## DATA EXTRACT

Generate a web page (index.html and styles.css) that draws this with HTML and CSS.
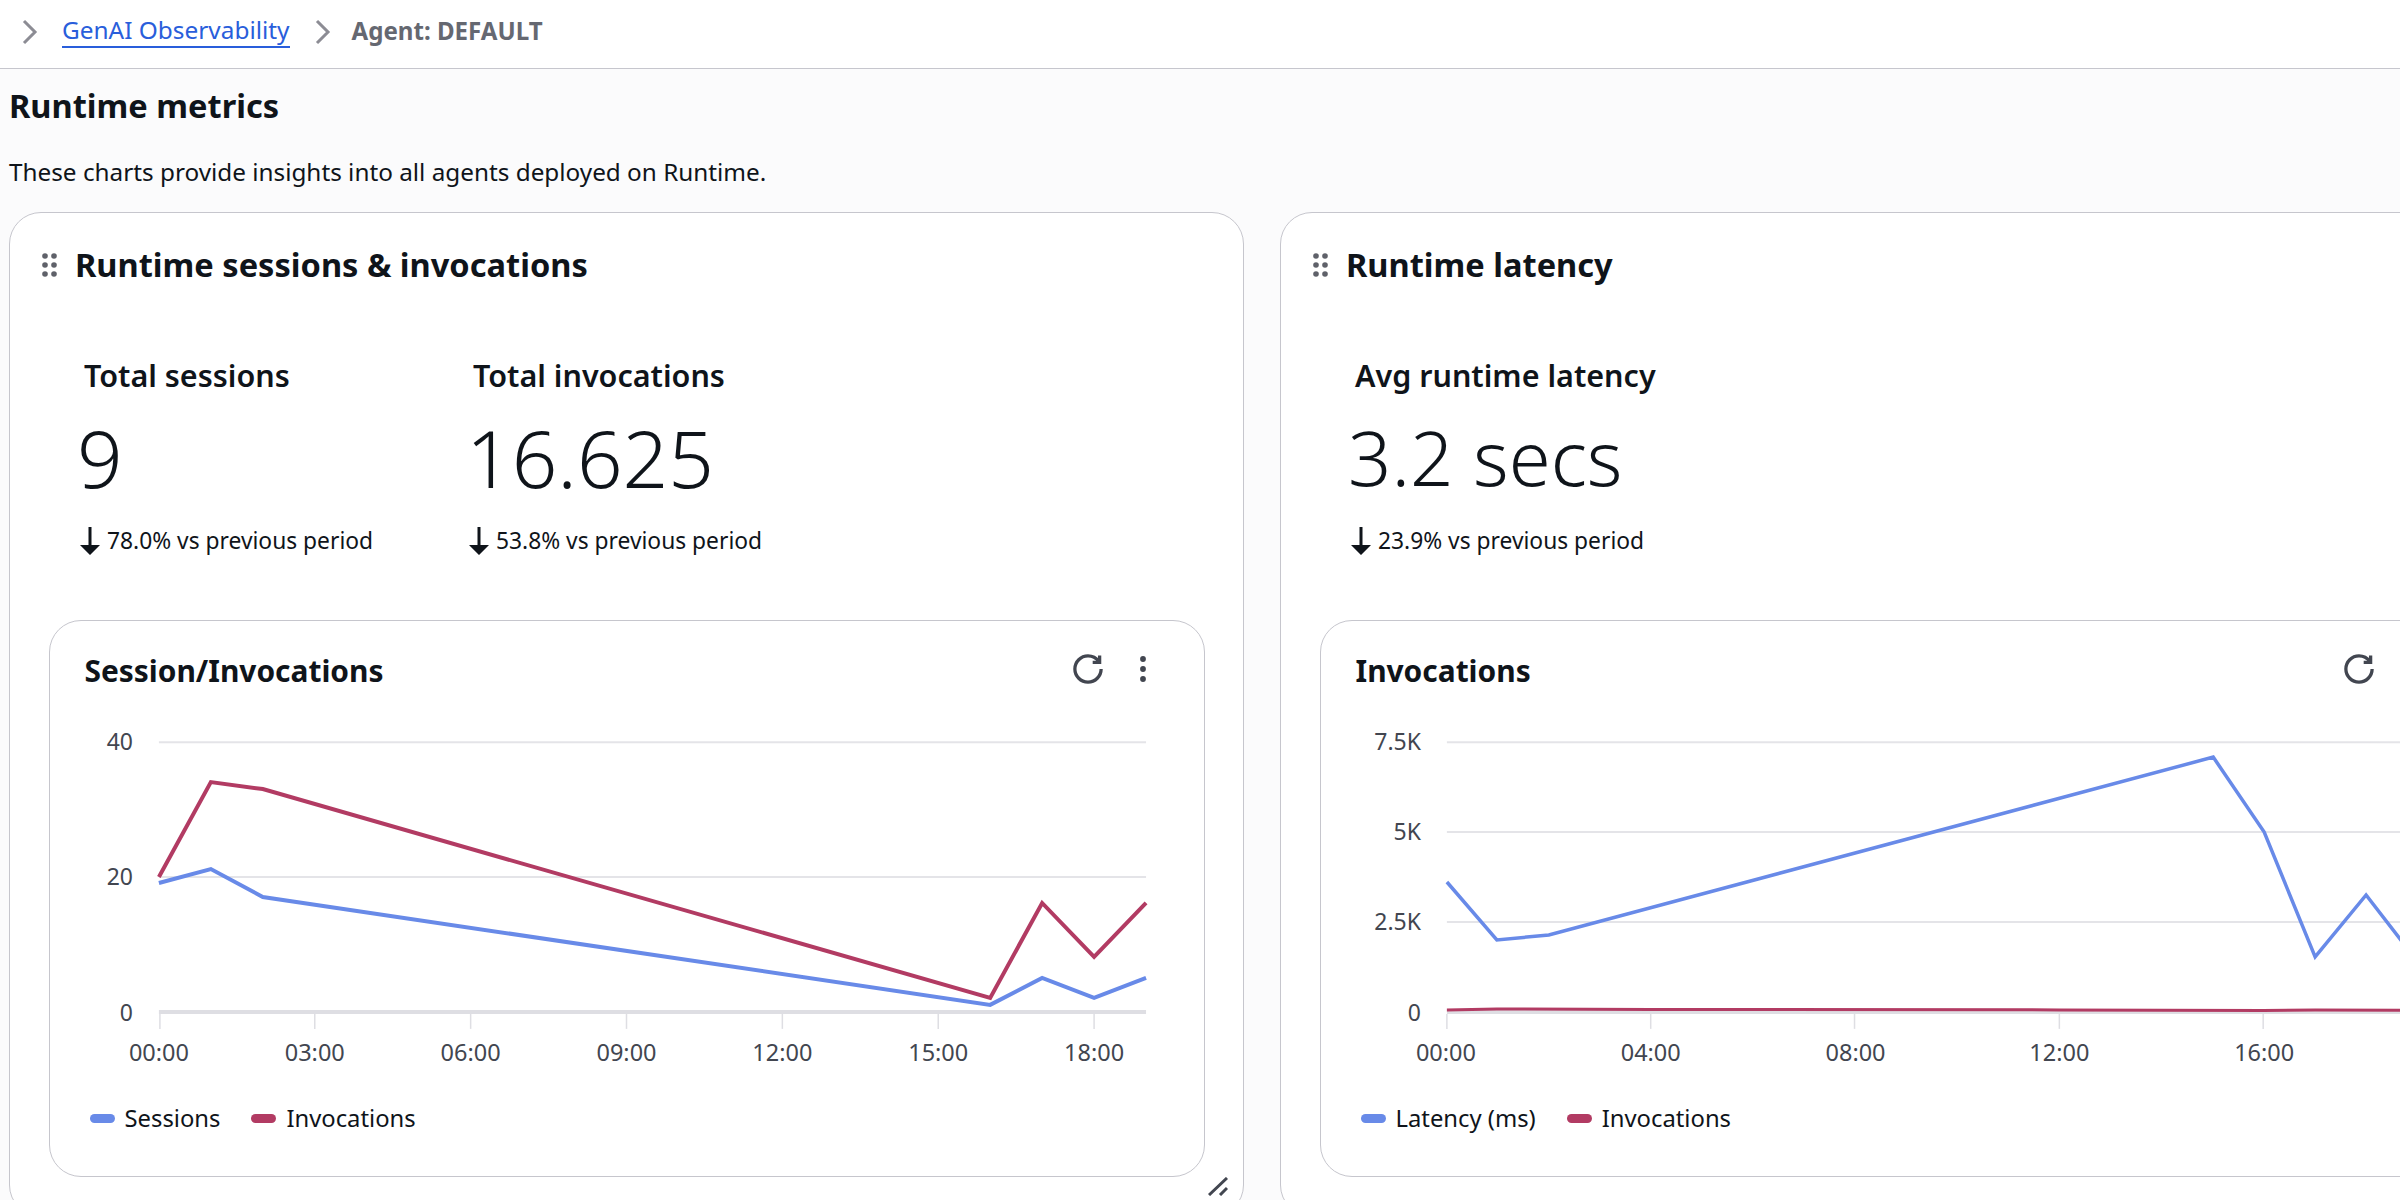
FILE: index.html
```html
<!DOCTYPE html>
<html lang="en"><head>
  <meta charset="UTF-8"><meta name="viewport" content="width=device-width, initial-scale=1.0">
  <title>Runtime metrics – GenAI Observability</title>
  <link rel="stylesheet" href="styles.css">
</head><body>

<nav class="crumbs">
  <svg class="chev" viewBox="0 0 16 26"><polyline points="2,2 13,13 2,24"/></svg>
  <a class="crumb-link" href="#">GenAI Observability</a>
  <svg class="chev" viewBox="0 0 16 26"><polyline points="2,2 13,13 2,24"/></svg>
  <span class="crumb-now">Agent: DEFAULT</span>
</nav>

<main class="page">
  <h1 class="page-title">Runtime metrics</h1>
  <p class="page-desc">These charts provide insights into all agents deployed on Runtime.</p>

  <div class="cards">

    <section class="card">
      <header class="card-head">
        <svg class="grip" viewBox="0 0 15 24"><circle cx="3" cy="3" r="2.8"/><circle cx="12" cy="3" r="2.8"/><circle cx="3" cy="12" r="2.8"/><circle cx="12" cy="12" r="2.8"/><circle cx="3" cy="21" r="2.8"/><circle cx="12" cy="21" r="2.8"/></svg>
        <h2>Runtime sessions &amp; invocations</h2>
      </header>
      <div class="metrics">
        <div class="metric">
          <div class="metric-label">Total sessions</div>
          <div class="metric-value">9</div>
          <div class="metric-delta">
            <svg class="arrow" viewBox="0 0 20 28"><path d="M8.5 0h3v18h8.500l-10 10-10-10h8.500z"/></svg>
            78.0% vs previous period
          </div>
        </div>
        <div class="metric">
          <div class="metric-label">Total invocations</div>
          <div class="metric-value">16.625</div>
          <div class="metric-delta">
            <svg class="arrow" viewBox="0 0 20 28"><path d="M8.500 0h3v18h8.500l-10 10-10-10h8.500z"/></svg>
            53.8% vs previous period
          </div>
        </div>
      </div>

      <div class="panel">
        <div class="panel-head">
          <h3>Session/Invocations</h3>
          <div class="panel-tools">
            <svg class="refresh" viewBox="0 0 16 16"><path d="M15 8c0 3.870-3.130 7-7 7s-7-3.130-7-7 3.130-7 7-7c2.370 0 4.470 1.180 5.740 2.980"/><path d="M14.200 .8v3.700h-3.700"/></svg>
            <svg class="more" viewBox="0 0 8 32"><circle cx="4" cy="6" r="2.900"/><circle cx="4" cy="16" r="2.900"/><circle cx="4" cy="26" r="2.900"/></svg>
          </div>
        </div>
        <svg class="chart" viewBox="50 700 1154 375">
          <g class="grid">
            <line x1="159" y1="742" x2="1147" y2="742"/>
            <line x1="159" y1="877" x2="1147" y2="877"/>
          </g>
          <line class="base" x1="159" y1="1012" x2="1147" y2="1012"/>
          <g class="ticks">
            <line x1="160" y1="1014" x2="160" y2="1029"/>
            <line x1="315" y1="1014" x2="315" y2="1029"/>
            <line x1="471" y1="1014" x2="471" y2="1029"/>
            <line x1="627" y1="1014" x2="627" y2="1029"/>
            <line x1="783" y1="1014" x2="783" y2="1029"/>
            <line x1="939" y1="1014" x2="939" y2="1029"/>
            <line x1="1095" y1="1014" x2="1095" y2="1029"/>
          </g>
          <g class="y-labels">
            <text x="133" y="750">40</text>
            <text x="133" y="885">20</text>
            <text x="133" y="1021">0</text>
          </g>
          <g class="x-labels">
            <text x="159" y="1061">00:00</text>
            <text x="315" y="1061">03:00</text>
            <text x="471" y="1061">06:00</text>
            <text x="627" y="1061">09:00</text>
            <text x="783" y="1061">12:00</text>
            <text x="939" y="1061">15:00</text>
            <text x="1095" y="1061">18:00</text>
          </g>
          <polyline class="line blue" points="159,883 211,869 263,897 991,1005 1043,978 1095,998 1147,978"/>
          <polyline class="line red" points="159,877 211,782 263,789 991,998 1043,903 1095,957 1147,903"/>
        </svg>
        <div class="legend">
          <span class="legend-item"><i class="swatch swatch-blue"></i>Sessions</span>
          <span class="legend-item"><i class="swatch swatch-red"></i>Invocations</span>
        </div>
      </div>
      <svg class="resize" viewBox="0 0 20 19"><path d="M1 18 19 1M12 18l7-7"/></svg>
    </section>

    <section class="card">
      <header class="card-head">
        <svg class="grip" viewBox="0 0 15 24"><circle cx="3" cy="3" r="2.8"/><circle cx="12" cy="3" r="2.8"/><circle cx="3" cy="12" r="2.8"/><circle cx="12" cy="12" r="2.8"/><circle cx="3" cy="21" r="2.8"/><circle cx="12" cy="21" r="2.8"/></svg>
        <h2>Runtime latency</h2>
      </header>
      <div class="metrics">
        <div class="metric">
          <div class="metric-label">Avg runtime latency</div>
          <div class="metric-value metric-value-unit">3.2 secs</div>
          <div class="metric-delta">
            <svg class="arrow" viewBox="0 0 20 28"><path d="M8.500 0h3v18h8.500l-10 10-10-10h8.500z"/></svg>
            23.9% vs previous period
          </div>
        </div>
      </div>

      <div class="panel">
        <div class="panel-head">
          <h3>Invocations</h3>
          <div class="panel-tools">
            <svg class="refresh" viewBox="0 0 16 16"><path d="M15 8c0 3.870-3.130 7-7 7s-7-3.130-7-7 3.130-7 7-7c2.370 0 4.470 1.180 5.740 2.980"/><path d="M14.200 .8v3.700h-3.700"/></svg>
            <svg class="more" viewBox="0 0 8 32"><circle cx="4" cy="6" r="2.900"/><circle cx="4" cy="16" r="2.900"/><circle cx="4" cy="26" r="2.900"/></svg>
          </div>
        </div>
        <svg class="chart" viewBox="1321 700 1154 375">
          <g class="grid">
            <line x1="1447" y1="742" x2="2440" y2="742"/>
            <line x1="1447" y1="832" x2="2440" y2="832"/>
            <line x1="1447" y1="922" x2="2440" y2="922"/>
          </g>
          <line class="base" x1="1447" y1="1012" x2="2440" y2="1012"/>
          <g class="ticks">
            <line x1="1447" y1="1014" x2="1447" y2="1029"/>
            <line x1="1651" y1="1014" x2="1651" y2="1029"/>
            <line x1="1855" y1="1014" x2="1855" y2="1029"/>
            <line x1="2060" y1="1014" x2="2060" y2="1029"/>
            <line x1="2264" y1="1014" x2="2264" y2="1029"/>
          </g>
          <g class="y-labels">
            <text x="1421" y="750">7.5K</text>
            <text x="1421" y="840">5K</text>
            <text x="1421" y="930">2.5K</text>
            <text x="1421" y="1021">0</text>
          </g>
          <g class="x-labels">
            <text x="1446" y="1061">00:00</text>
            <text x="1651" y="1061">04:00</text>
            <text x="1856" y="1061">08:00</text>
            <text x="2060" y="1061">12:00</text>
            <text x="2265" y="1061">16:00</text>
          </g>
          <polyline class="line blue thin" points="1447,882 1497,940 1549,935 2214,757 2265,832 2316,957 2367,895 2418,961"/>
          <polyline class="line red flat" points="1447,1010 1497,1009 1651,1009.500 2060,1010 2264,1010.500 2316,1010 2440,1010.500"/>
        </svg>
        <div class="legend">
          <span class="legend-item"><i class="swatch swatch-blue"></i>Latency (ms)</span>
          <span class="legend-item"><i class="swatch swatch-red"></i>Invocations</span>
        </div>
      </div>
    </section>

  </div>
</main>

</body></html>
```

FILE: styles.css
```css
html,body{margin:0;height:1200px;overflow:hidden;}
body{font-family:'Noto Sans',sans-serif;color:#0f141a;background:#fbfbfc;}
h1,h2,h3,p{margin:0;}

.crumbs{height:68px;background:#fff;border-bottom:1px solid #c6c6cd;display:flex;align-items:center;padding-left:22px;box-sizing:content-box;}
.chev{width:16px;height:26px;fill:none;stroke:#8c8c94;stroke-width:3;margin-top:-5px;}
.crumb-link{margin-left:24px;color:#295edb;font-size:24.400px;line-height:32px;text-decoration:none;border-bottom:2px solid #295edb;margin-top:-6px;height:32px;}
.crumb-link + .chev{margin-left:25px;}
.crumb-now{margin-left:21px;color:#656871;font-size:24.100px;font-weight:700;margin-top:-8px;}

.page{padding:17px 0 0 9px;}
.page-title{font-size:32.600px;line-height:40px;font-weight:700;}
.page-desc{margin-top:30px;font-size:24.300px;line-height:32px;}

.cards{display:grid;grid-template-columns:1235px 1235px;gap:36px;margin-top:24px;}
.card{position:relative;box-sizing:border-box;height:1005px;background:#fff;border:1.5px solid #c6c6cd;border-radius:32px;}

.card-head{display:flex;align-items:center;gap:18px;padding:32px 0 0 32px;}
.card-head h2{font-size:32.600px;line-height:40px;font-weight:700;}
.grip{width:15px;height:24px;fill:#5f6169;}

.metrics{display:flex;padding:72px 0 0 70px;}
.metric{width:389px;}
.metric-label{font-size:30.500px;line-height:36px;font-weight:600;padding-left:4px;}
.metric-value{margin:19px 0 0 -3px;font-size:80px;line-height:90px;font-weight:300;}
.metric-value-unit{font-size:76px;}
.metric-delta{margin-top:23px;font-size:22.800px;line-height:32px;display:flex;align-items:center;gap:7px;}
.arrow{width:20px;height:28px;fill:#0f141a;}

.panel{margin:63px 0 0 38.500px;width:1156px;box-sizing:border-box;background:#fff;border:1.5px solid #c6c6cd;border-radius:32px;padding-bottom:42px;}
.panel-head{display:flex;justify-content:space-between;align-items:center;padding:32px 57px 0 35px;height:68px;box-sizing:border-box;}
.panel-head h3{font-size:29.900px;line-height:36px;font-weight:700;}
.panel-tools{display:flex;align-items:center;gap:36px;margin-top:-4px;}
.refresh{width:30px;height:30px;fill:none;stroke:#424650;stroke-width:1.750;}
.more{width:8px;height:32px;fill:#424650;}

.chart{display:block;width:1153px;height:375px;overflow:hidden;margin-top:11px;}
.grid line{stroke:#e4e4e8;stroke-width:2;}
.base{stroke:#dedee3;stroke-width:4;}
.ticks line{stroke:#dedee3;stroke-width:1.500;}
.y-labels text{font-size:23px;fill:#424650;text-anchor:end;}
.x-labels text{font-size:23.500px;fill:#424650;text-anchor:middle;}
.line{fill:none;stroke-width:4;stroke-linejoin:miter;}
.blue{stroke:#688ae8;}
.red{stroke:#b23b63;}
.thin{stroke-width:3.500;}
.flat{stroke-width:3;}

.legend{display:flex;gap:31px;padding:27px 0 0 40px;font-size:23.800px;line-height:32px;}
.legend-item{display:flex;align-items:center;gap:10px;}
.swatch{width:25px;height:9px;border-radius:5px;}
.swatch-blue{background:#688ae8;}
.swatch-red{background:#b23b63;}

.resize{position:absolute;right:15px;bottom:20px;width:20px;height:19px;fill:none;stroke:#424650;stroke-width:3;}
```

## GIVEN TASK
Show the lines of the material that contain the word "styles".

## EXERCISE RESPONSE
Generate a web page (index.html and styles.css) that draws this with HTML and CSS.
  <link rel="stylesheet" href="styles.css">
FILE: styles.css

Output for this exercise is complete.